Australian tennis looks to bounce back
- Published
Tennis is part of the essential soundtrack to an Australian summer: balls rocketing off strings, the squeal of overworked footwear on baking courts and the grunts of heavy exertion.
It's a sport that Australia once dominated. In the 1960s and '70s the nation built a triumphant global legacy - Rod Laver, Ken Rosewall, Roy Emerson and John Newcombe were imperious, while Margaret Court and Evonne Goolagong Cawley became sporting royalty.
But since the early 1980s, Australia's women have claimed just a solitary Grand Slam singles title, and it's more than a decade since the evergreen Lleyton Hewitt became the last Aussie man to win a major, at Wimbledon in 2002.
Changing times?
The trophy drought has caused despair among the country's tennis aristocracy.
"We just wondered where the next group of top players was coming from," says Rosewall, who won eight Grand Slam singles titles.
"I think we've just been unlucky that we haven't had a nucleus of top players that were ready to go along with Lleyton (Hewitt).
"Over that period of time Australian people were disappointed we were not doing better, but let's hope that has changed."
Bankrolled by the riches generated by the sale of TV rights at the Australian Open, Tennis Australia, the governing body, has been pouring money into community projects, hoping to unearth new gems.
Championship windfall
"Tennis Australia puts the broadcast revenue into the grass roots, and I think that is why tennis is picking up in Australia like never before," explains Tim Harcourt, an economist at the University of New South Wales.
"There was a bit of a crisis in 2006 where there wasn't much Australian talent at the top and people were pulling out of tennis," he says.
"Tennis Australia decided to basically restructure the whole sport and put more money into the community - [money] that they were getting from [Roger] Federer and Serena Williams here... using those revenues more wisely."
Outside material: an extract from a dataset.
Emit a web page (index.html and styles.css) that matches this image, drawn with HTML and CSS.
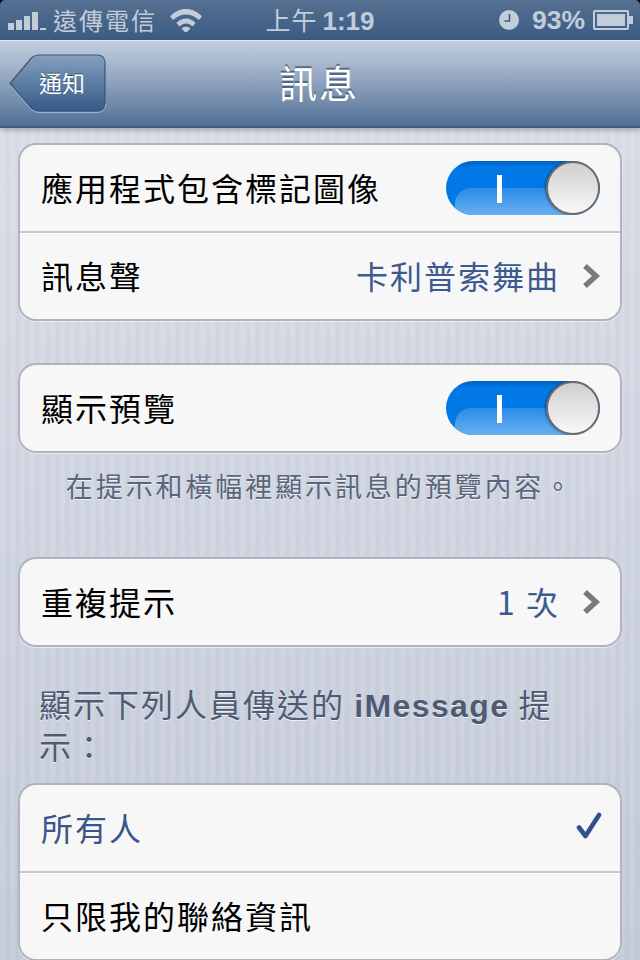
FILE: index.html
```html
<!DOCTYPE html>
<html lang="zh-Hant">
  <head>
    <meta charset="UTF-8">
    <meta name="viewport" content="width=device-width, initial-scale=1.0">
    <title>訊息</title>
    <link rel="stylesheet" href="styles.css">
  </head>
  <body>
    <!-- Status bar -->
    <div class="statusbar">
      <div class="status-left">
        <div class="signal">
          <span class="bar bar1"></span>
          <span class="bar bar2"></span>
          <span class="bar bar3"></span>
          <span class="bar bar4"></span>
          <span class="bar bar5"></span>
        </div>
        <span class="carrier">遠傳電信</span>
        <svg class="wifi" width="32" height="24" viewBox="0 0 32 24">
          <path d="M0 8.5C8.5 -1.5 23.5 -1.5 32 8.5L28.8 12C22 4.5 10 4.5 3.2 12Z" fill="#c3ccd9"/>
          <path d="M6.4 15C11.5 9 20.5 9 25.6 15L22.4 18.4C18.8 14.4 13.2 14.4 9.6 18.4Z" fill="#c3ccd9"/>
          <path d="M11.5 20.6C14 18 18 18 20.5 20.6L16 25Z" fill="#c3ccd9"/>
        </svg>
      </div>
      <div class="clock"><span class="ampm">上午</span>1:19</div>
      <div class="status-right">
        <svg class="alarm" width="20" height="20" viewBox="0 0 20 20">
          <circle cx="10" cy="10" r="10" fill="#c3ccd9"/>
          <path d="M10.5 4V11H5.5" fill="none" stroke="#3f5c82" stroke-width="1.6"/>
        </svg>
        <span class="percent">93%</span>
        <div class="battery">
          <div class="battery-body"><div class="battery-fill"></div></div>
          <div class="battery-tip"></div>
        </div>
      </div>
    </div>

    <!-- Nav bar -->
    <div class="navbar">
      <div class="back">
        <svg class="back-shape" width="98" height="60" viewBox="0 0 98 60">
          <defs>
            <linearGradient id="backFill" x1="0" y1="0" x2="0" y2="1">
              <stop offset="0" stop-color="#84a0bf"/>
              <stop offset="1" stop-color="#365a87"/>
            </linearGradient>
          </defs>
          <path d="M1 29.5L22 4.5Q25.5 1 30 1H88Q96 1 96 9V49Q96 57 88 57H30Q25.5 57 22 53.5Z" fill="url(#backFill)" stroke="#3f5572" stroke-width="1.2"/>
          <path d="M1 31L22 55.5Q25.5 58.5 30 58.5H88Q96 58.5 97 50" fill="none" stroke="#9fb2c9" stroke-width="1"/>
        </svg>
        <span class="back-label">通知</span>
      </div>
      <h1 class="title">訊息</h1>
    </div>

    <!-- Settings -->
    <div class="content">
      <div class="group">
        <div class="row">
          <span class="label">應用程式包含標記圖像</span>
          <div class="switch">
            <div class="gloss"></div>
            <div class="on-mark"></div>
            <div class="knob"></div>
          </div>
        </div>
        <div class="row">
          <span class="label">訊息聲</span>
          <span class="value">卡利普索舞曲</span>
          <svg class="chevron" width="18" height="26" viewBox="0 0 18 26"><path d="M3 3L14 13L3 23" fill="none" stroke="#7a7a7a" stroke-width="5.5"/></svg>
        </div>
      </div>

      <div class="group group-gap">
        <div class="row">
          <span class="label">顯示預覽</span>
          <div class="switch">
            <div class="gloss"></div>
            <div class="on-mark"></div>
            <div class="knob"></div>
          </div>
        </div>
      </div>
      <p class="footnote">在提示和橫幅裡顯示訊息的預覽內容。</p>

      <div class="group group-after-note">
        <div class="row">
          <span class="label">重複提示</span>
          <span class="value">1 次</span>
          <svg class="chevron" width="18" height="26" viewBox="0 0 18 26"><path d="M3 3L14 13L3 23" fill="none" stroke="#7a7a7a" stroke-width="5.5"/></svg>
        </div>
      </div>

      <p class="section-title">顯示下列人員傳送的 <b>iMessage</b> 提示：</p>

      <div class="group">
        <div class="row">
          <span class="label label-selected">所有人</span>
          <svg class="check" width="26" height="28" viewBox="0 0 26 28"><path d="M3 15.5L9.5 24L23 3" fill="none" stroke="#2f5288" stroke-width="4.6" stroke-linecap="round" stroke-linejoin="round"/></svg>
        </div>
        <div class="row">
          <span class="label">只限我的聯絡資訊</span>
        </div>
      </div>
    </div>
  </body>
</html>
```

FILE: styles.css
```css
html, body {
  margin: 0;
  padding: 0;
  height: 960px;
  overflow: hidden;
  background-color: #000;
}
body {
  font-family: "Noto Sans CJK TC", "Liberation Sans", sans-serif;
  color: #000;
}

/* Status bar */
.statusbar {
  height: 40px;
  padding: 0 7px 0 8px;
  display: flex;
  align-items: center;
  justify-content: space-between;
  position: relative;
  color: #c3ccd9;
  background: linear-gradient(#557091, #3b5b83);
  border-radius: 5px 5px 0 0;
  border-bottom: 1px solid #f1f3f6;
}
.status-left, .status-right {
  display: flex;
  align-items: center;
}
.signal {
  display: flex;
  align-items: flex-end;
  gap: 2px;
  height: 20px;
}
.bar {
  width: 6px;
  background-color: #c3ccd9;
}
.bar1 { height: 7px; }
.bar2 { height: 10px; }
.bar3 { height: 14px; }
.bar4 { height: 18px; }
.bar5 { height: 2px; }
.carrier {
  margin-left: 7px;
  font-size: 24px;
  letter-spacing: 2px;
  line-height: 40px;
}
.wifi {
  margin-left: 13px;
}
.clock {
  position: absolute;
  left: 0;
  right: 0;
  text-align: center;
  font-size: 26px;
  line-height: 40px;
  font-family: "Liberation Sans", sans-serif;
  font-weight: bold;
}
.ampm {
  font-family: "Noto Sans CJK TC", sans-serif;
  font-size: 25px;
  font-weight: normal;
  letter-spacing: 1px;
  margin-right: 5px;
}
.alarm {
  margin-right: 13px;
}
.percent {
  font-family: "Liberation Sans", sans-serif;
  font-size: 26.5px;
  font-weight: bold;
  margin-right: 8px;
}
.battery {
  display: flex;
  align-items: center;
}
.battery-body {
  box-sizing: border-box;
  width: 36px;
  height: 20px;
  padding: 2px;
  border: 2px solid #c3ccd9;
  border-radius: 2px;
}
.battery-fill {
  width: 100%;
  height: 100%;
  background-color: #c3ccd9;
}
.battery-tip {
  width: 4px;
  height: 8px;
  background-color: #c3ccd9;
}

/* Nav bar */
.navbar {
  height: 85px;
  position: relative;
  display: flex;
  align-items: center;
  justify-content: center;
  background: linear-gradient(#c1cfdf, #a3b4cb 30%, #6f89a9 75%, #4f6f96);
  border-bottom: 2px solid #3d5878;
  box-shadow: 0 2px 5px rgba(40, 50, 70, 0.35);
  z-index: 1;
}
.back {
  position: absolute;
  left: 9px;
  top: 13px;
  width: 98px;
  height: 60px;
}
.back-shape {
  display: block;
}
.back-label {
  position: absolute;
  left: 30px;
  top: 0;
  line-height: 57px;
  font-size: 23px;
  color: #fff;
  text-shadow: 0 -1px 0 rgba(40, 60, 90, 0.7);
}
.title {
  margin: 0 2px 4px 0;
  font-size: 38px;
  font-weight: normal;
  letter-spacing: 2px;
  line-height: 80px;
  color: #fff;
  text-shadow: 0 -2px 0 rgba(60, 75, 100, 0.7);
}

/* Settings */
.content {
  height: 832px;
  padding: 15px 18px 0;
  overflow: hidden;
  background:
    repeating-linear-gradient(90deg, rgba(255, 255, 255, 0.07) 0 5px, rgba(120, 130, 150, 0.03) 5px 10px),
    linear-gradient(#d9dde7, #c3cad8);
}
.group {
  background-color: #f7f7f7;
  border: 2px solid #b0b4bf;
  border-radius: 18px;
  box-shadow: 0 1px 0 #e8ebf0;
  overflow: hidden;
}
.group-gap {
  margin-top: 42px;
}
.group-after-note {
  margin-top: 51px;
}
.row {
  height: 86px;
  padding: 0 20px 0 21px;
  display: flex;
  align-items: center;
  font-size: 32px;
  letter-spacing: 2px;
}
.row + .row {
  border-top: 2px solid #c8c8c8;
  box-shadow: inset 0 1px 0 #fff;
}
.label {
  flex: 1;
  margin-bottom: 2px;
  color: #000;
}
.label-selected {
  color: #3a5688;
}
.value {
  margin-bottom: 2px;
  margin-right: 22px;
  color: #3d5a8e;
}
.chevron {
  flex-shrink: 0;
}
.check {
  margin: 0 -2px 4px 0;
}

/* Toggle switch */
.switch {
  position: relative;
  width: 154px;
  height: 54px;
  border-radius: 27px;
  overflow: hidden;
  background: linear-gradient(#0060c0, #0078e6 12%);
}
.gloss {
  position: absolute;
  left: 9px;
  right: 0;
  top: 27px;
  height: 30px;
  border-radius: 16px 0 0 0;
  background: linear-gradient(#2a8ce8, #6fb3ef);
}
.on-mark {
  position: absolute;
  left: 51px;
  top: 14px;
  width: 5px;
  height: 28px;
  background-color: #fff;
}
.knob {
  position: absolute;
  right: 0;
  top: 0;
  width: 50px;
  height: 50px;
  border: 2px solid #6b6b6b;
  border-radius: 50%;
  background: linear-gradient(#cfcfcf, #f8f8f8);
  box-shadow: -1px 0 2px rgba(0, 0, 0, 0.4);
}

/* Group captions */
.footnote {
  margin: 13px 0 0;
  text-align: center;
  font-size: 27px;
  line-height: 40px;
  letter-spacing: 2.9px;
  color: #59657a;
  text-shadow: 0 1px 0 #eef0f5;
}
.section-title {
  margin: 35px 21px 17px;
  font-size: 32px;
  line-height: 42px;
  letter-spacing: 2px;
  color: #4f5b72;
  text-shadow: 0 1px 0 #eef0f5;
}
.section-title b {
  font-family: "Liberation Sans", sans-serif;
  line-height: 1;
  letter-spacing: 1.4px;
}
```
The Australian Open provides a windfall not just for tennis.
It pumps around 238m Australian dollars (£130m; $214m) into the Victorian state economy.
It attracts 800,000 spectators and visitors to Melbourne, while global television audiences top 300 million.
Tennis is one of the most popular sports on Australian TV but a local last won the first "slam" of the year in the 1970s. An impatient nation waits for a fresh generation of stars.
'Hard work'
At the Jaggard-Ibarrola Tennis Academy in Sydney's leafy northern suburbs, pint-sized warriors do battle in a junior competition.
The future of Australian tennis is in these eager, young hands, and from these hard-hitters there could emerge the champion that this sport-mad country is so desperate for.
But tennis, like other sports, often has problems keeping new recruits.
"Sometimes life for some youngsters can be a bit easy and they probably choose other ways, and in the past we had more people willing to do the hard work," said Fernando Ibarrola, a former Argentine professional, and coach at the centre.
A child's passion can be expensive and time-consuming for parents, and making it to the top is unquestionably tough, requiring precocious talent, and sacrifice.
"You've got to have a package, and that's the hardest thing to be a really good player. You can't just have a good technique, you've got to be physically very good, you've got to be mentally very sound and tactically understand well," explained Michelle Jaggard, an ex-Australian Federation Cup player.
"On the court they really have to put their child mind off the court and become a bit more adult thinking, and it is not an easy thing to do because they want to be kids."
'Train and train'
Shanté Lai hits the ball as deftly as any 10-year-old in the competition.
She trains for 10 hours a week with professional coaches, and along with doubles partner Chelsea Pernice, lists the verve and grit of Serena Williams as her guiding principles, although the girls admit that their schedules are taxing.
"I miss sometimes my friends because I have tournaments and training," says Shanté.
"But if you really want to be up in the top 10 and you are really passionate about it, you do anything to be up there to be playing tennis for your life," adds Chelsea, 12.
"I just think that to myself when I miss out on a birthday party or a sleepover, it doesn't matter - you can have plenty of them in your life after your tennis career. Just train and train."
'Really tough'
Success at the very top does filter down to the grass roots, and serves to encourage those who are willing to put in the serious work.
Sam Stosur's triumph at the US Open in 2011 did lift Australian spirits, but as the global business of tennis becomes more lucrative and the competition intensifies, the nation's past domination of world tennis seems unlikely to be repeated.
"When I was coming along in the late '80s, early '90s, there were about 1,000 players ranked on tour," said Todd Woodbridge, an ex-Grand Slam doubles champion and former head of professional development at Tennis Australia.
"Now there are 2,000. So, when we look at those glory days and that of Australian tennis, we have to be realistic and say we were a really big fish in a small pond back then and now we are just one of the numbers that make up this sport.
"To be honest there is no way we are going to get back to where we were. We might get one player but it is going to be really tough to get the numbers we once had."
Success, of course, is measured in many ways.
For Australian tennis, it's not just about glory at the elite level but also the social and health dividends of encouraging more people, especially children, to pick up a racquet and to savour the sound of a sweetly struck forehand.